Tegen aanhouden spreekt in dit geval dat partijen uitdrukkelijk zijn overeengekomen om eventuele geschillen in verband met (de uitvoering van) de sleepovereenkomst uitsluitend voor te leggen aan deze rechtbank, daargelaten de mogelijkheid van kort gezegd- bewarende maatregelen. Partijen hebben zelf hun contractuele relatie op deze wijze vormgegeven, en zijn aan hun gegeven woord in beginsel gebonden. Dat daarover in dit geval anders moet worden gedacht, is niet gesteld of gebleken. Ook aan het beginsel van partijautonomie en het beginsel dat contractspartijen gebonden zijn aan de gemaakte afspraken komt groot gewicht toe. Sovlot heeft bedongen dat geschillen voor een rechter in haar eigen land worden beslecht, en Bensam heeft daarin toegestemd. Bensam is aan die afspraak gebonden, ook indien zij door later opkomende omstandigheden thans een andere rechter verkiest, in dit geval te Nigeria.
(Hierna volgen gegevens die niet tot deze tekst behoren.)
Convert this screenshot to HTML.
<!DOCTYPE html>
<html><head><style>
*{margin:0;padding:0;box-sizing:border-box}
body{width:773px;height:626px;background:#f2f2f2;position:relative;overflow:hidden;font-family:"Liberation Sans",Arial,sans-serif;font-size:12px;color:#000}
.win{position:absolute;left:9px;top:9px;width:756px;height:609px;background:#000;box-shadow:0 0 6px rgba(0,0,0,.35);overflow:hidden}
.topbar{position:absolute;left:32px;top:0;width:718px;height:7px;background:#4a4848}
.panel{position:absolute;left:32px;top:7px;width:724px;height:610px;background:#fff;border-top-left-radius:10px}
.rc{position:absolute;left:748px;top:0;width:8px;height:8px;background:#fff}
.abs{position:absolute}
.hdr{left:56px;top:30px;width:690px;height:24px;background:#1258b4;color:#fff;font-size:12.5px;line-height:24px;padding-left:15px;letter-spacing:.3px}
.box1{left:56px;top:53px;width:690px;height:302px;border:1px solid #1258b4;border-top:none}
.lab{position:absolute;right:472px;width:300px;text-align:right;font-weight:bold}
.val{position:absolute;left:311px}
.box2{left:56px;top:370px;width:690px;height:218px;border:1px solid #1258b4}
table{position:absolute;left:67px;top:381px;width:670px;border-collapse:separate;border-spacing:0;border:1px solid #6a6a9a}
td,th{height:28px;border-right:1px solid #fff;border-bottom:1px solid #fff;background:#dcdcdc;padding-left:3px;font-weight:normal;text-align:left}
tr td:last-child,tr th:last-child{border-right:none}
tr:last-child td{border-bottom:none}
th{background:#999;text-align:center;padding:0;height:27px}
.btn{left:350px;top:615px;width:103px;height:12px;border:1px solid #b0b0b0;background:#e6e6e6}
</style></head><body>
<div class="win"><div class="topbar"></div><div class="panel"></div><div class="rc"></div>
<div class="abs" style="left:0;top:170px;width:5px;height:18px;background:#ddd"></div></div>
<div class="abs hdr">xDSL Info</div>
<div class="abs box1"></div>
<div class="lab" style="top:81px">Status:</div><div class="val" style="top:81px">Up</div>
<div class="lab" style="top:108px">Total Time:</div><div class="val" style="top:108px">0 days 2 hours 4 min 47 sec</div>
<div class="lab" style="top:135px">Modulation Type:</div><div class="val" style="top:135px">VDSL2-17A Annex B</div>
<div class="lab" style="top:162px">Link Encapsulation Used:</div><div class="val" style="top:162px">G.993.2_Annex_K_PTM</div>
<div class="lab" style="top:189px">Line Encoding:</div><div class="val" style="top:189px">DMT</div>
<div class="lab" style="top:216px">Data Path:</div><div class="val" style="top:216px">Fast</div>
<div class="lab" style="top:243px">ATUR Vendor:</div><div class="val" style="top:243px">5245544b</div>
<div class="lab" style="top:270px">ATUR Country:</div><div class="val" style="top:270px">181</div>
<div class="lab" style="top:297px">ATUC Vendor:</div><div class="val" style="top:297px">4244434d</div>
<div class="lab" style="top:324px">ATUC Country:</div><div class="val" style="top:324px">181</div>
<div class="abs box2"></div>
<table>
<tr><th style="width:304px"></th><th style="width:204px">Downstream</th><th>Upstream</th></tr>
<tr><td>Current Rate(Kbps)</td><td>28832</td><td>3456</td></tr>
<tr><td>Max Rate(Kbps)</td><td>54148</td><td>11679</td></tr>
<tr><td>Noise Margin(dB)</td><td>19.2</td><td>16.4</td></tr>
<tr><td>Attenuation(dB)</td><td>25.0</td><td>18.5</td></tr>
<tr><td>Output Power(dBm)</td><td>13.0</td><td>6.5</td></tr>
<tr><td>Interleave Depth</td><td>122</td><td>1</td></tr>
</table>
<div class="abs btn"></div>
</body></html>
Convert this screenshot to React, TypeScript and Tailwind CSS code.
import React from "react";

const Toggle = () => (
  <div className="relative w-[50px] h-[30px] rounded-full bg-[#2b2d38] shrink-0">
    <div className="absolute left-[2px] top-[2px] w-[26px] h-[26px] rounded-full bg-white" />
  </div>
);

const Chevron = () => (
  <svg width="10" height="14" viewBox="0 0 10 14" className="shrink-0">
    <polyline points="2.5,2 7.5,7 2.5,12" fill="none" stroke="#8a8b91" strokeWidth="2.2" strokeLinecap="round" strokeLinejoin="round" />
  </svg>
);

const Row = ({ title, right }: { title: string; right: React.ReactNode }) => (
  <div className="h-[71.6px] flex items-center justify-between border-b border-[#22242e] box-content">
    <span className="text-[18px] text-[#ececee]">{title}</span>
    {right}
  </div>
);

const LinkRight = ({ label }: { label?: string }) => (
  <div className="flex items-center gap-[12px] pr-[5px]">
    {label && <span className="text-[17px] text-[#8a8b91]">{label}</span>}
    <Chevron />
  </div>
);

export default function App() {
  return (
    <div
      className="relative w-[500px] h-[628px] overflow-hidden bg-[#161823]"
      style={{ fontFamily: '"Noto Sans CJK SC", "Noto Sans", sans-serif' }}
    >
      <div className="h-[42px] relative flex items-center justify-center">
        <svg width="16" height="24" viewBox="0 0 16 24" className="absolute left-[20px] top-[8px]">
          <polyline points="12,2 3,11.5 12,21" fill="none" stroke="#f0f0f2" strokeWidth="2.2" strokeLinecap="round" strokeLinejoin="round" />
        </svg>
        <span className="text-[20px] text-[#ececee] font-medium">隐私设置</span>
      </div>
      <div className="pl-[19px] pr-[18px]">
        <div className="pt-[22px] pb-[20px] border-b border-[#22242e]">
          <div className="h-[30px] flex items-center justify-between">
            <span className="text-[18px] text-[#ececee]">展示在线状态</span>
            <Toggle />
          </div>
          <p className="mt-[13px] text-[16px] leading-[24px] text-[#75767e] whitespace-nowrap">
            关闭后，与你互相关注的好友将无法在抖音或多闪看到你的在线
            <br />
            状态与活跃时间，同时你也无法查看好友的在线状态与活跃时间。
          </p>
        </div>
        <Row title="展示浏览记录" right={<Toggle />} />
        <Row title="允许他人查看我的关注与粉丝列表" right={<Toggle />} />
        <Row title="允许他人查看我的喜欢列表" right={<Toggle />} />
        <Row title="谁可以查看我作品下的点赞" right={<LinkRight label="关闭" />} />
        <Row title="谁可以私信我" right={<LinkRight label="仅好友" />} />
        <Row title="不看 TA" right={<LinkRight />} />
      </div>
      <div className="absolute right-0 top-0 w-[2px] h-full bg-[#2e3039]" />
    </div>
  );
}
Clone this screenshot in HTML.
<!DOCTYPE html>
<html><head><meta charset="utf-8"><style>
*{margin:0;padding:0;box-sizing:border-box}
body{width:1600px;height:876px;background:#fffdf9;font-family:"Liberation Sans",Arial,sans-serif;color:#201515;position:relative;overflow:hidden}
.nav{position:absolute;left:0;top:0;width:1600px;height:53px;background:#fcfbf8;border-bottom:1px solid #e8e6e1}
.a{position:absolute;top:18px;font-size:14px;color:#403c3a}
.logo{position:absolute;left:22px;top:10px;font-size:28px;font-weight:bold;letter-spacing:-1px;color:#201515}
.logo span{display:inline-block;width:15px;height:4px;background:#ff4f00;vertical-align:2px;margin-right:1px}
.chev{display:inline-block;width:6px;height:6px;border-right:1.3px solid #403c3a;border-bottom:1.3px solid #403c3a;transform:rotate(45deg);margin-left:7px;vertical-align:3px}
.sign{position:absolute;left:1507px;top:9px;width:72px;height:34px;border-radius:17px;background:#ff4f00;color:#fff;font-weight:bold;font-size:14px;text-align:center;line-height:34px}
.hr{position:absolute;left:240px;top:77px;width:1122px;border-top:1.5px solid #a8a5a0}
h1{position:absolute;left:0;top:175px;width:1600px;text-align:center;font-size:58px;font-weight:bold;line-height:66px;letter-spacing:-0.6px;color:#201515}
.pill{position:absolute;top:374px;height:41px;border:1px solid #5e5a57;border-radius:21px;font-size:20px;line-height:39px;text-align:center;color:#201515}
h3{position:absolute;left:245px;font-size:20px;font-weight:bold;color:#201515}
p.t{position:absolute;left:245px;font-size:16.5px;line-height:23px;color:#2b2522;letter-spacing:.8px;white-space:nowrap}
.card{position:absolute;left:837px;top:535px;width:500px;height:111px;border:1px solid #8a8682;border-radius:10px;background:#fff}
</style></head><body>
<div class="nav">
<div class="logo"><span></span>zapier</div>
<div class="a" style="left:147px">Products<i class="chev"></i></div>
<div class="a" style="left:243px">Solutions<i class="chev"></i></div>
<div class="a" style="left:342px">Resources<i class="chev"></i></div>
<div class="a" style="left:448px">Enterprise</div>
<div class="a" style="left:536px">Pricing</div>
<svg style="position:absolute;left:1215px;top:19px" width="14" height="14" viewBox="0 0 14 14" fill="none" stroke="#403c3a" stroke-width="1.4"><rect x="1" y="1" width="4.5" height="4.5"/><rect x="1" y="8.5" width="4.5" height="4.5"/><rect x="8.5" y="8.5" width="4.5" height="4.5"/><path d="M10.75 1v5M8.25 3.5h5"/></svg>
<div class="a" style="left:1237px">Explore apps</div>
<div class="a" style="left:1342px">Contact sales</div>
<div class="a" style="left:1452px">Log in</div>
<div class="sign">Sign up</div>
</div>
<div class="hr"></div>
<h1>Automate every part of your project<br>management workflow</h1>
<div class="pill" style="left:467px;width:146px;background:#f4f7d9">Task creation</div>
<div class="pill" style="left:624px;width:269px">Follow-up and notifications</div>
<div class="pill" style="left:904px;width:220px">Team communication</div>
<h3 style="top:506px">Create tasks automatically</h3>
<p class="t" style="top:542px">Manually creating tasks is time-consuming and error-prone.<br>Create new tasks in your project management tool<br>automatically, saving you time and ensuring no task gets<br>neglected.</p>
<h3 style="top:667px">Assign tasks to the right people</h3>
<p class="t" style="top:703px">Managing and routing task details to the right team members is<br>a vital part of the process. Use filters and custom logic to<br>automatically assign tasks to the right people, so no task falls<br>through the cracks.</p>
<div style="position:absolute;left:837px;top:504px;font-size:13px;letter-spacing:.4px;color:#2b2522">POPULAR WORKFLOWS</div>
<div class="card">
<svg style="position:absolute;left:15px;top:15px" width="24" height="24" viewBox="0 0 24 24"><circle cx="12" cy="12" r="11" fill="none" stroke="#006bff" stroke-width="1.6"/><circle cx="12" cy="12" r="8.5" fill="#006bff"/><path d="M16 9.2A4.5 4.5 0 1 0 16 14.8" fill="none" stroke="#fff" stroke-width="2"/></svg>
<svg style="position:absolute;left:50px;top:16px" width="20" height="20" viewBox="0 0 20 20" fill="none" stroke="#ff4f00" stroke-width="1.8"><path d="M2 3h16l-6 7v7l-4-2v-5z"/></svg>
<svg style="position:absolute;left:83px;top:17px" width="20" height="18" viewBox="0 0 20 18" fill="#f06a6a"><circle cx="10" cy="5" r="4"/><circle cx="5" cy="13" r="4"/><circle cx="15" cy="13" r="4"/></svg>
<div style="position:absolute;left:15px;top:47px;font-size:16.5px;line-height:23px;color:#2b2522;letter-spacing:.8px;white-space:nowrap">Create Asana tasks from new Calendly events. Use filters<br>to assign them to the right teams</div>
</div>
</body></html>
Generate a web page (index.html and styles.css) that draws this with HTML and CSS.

Ook indien de rechter in Nigeria de procedure ondanks het forumkeuzebeding aan zich zou houden, heeft Sovlot een te respecteren belang bij het zonder vertraging voortprocederen over haar vordering bij het door beide partijen aangewezen gerecht.
4.11.
Afweging van de hiervoor besproken belangen leidt in dit geval tot de beslissing dat de rechtbank de behandeling van de zaak niet zal aanhouden.
Daarbij heeft de rechtbank ook acht geslagen op het gedachtengoed achter de nieuwe litispendentieregeling in de ‘herschikte’ EEX-Vo een rol (Verordening (EU) Nr. 1215/2012 van het Europees Parlement en de Raad van 12 december 2012 betreffende de rechterlijke bevoegdheid, de erkenning en de tenuitvoerlegging van beslissingen in burgerlijke en handelszaken). De ‘herschikte’ EEX-Verordening is reeds in werking getreden maar is wat haar bevoegdheidsbepalingen betreft pas van toepassing met ingang van 10 januari 2015. Van de litispendentieregeling van deze nieuwe verordening maakt de regel deel uit - kort gezegd - dat, indien het laatst aangezochte gerecht bevoegd is op grond van een forumkeuze, deze bevoegdheid in de weg staat aan een beroep op litispendentie.
4.12.
Het voorgaande leidt ertoe dat de vordering in het incident wordt afgewezen.
4.13.
Bensam zal als de in het ongelijk gestelde partij in de proceskosten van het incident worden veroordeeld.

5.De beslissing

De rechtbank
in het incident
5.1.
wijst de vordering af,
5.2.
veroordeelt Bensam in de kosten van het incident, aan de zijde van Sovlot tot op heden begroot op € 452,00,
5.3.
verklaart deze proceskostenveroordeling uitvoerbaar bij voorraad,
in de hoofdzaak
5.4.
bepaalt dat de zaak weer op de rol zal komen van
woensdag 13 augustus 2014voor conclusie van antwoord in de hoofdzaak.
Dit vonnis is gewezen door mr. P.A.M. van Schouwenburg-Laan en in het openbaar uitgesproken op 2 juli 2014.